Category Archives: My activities

The International Commons Conference

The International Commons Conference held in Berlin, Germany, November 1 and 2, 2010 brought together 180 participants from 34 countries. The conference was sponsored by The Heinrich Böll Foundation and the Commons Strategies Group.

You can find a dossier of the conference highlights, including my six-minute speed presentation on Reclaiming the Credit Commons, here. There is also an ICC wiki, here.

For more information about the commons see the On The Commons website.

Summer Newsletter and other important stuff

I’ve just posted my summer newsletter to my other blog, Tom’s News and Views. This edition contains a lot of information about my recent activities, much of which is pertinent to the topics of Beyond Money. You’ll also find there some recent posts that relate to security and survival. Please take a few minutes to read these posts. — t.h.g.

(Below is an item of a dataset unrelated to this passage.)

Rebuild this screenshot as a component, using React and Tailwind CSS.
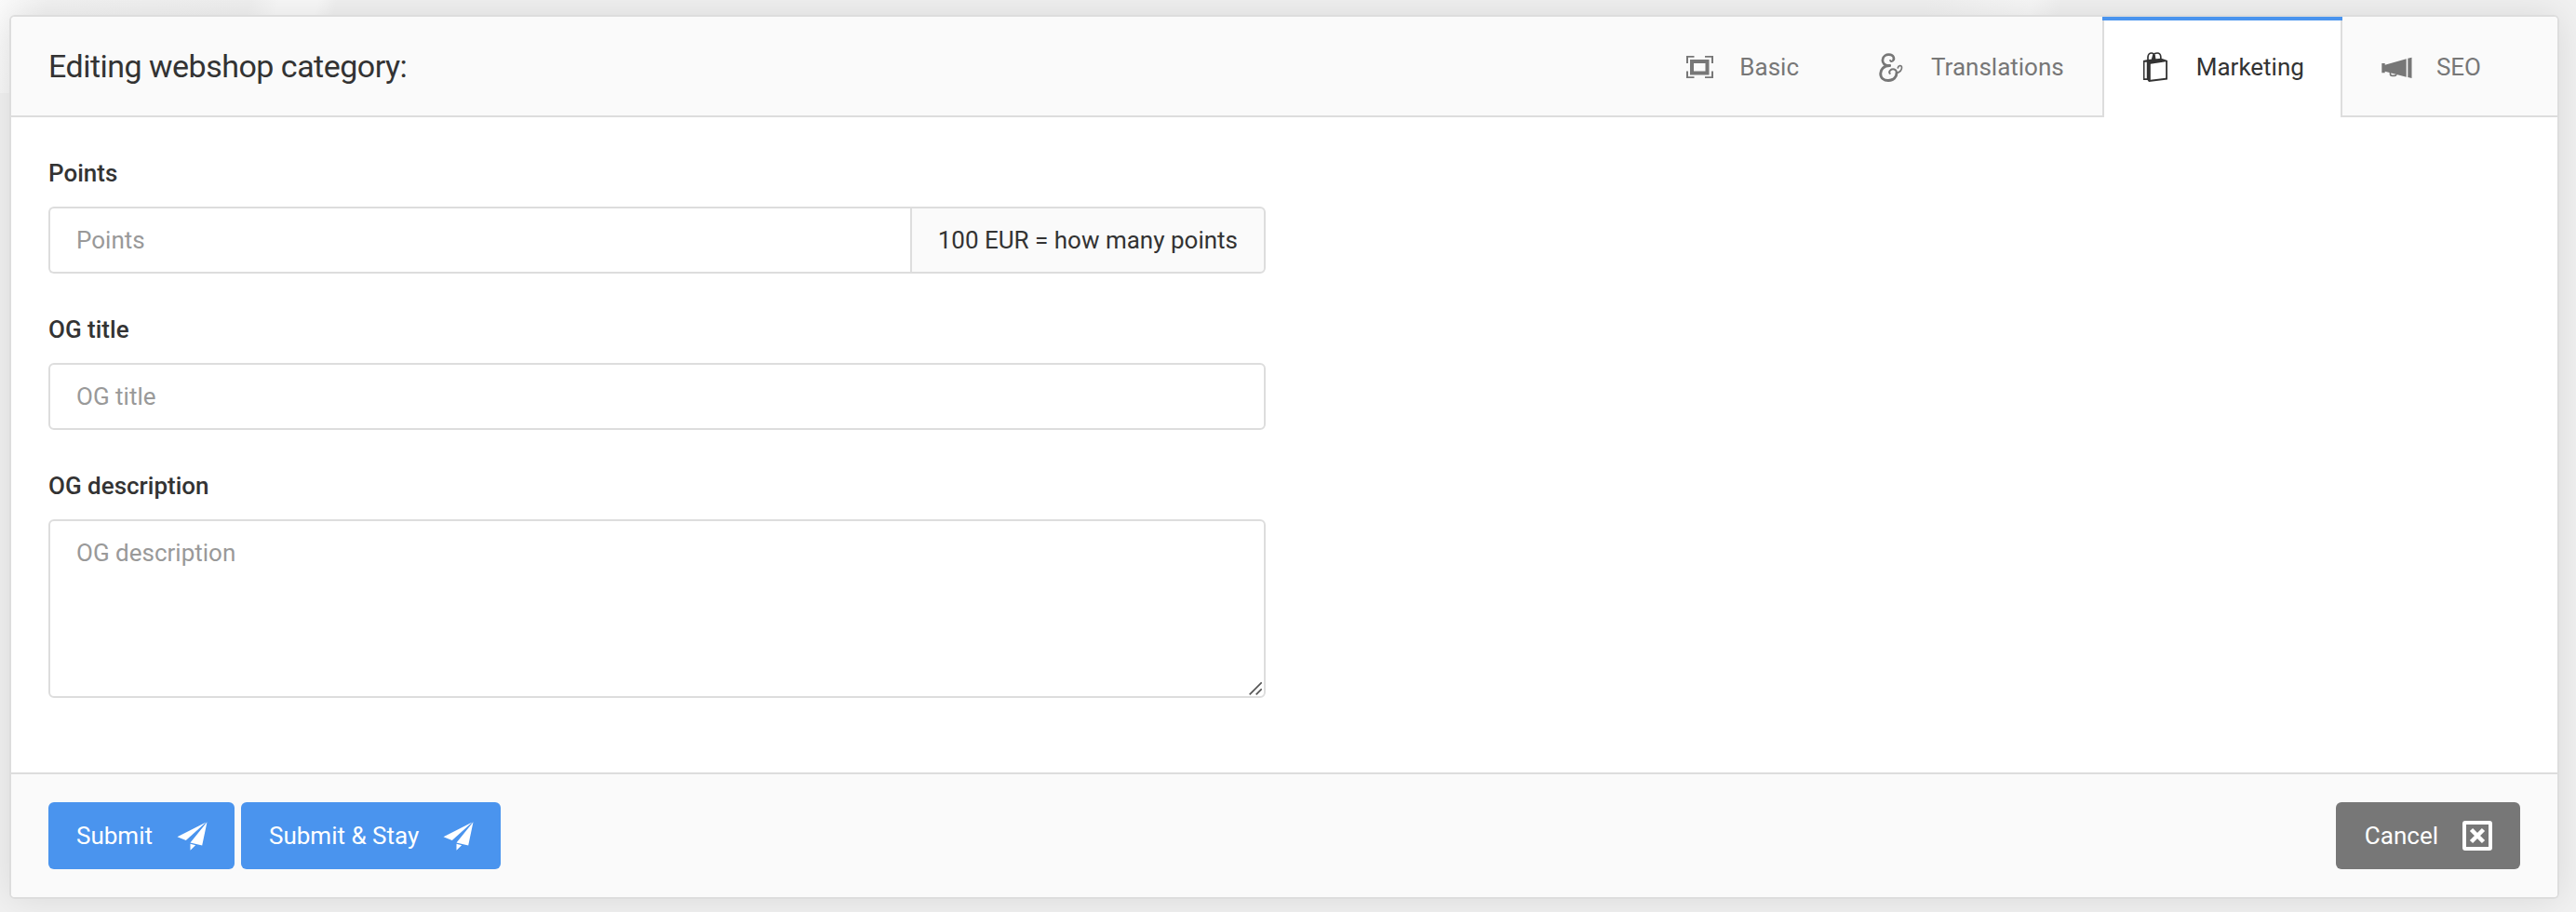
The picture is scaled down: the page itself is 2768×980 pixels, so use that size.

The End of Money book one of top 15 “most shareable” of 2009

My latest book, The End of  Money and the Future of Civilization has been rated one of the top 15 SHAREABLE books of 2009. It shares this list with some very good company. Have a look. “Shareable is a nonprofit online magazine that tells the story of sharing.”  The guys who run it have some pretty impressive credentials.

The End of Money places second on P2P Foundation Top 10 list

Michel Bauwens, Founder and Director of the P2P Foundation, has rated The End of Money and the Future of Civilization number two on his 2009 list of the top 10 books in support of peer-to-peer practices.

In June 2009, the book was featured as P2P book of the week. My email interview can be seen here.

You can see the entireP2P  Top 10 list, with Bauwens’ comments, here.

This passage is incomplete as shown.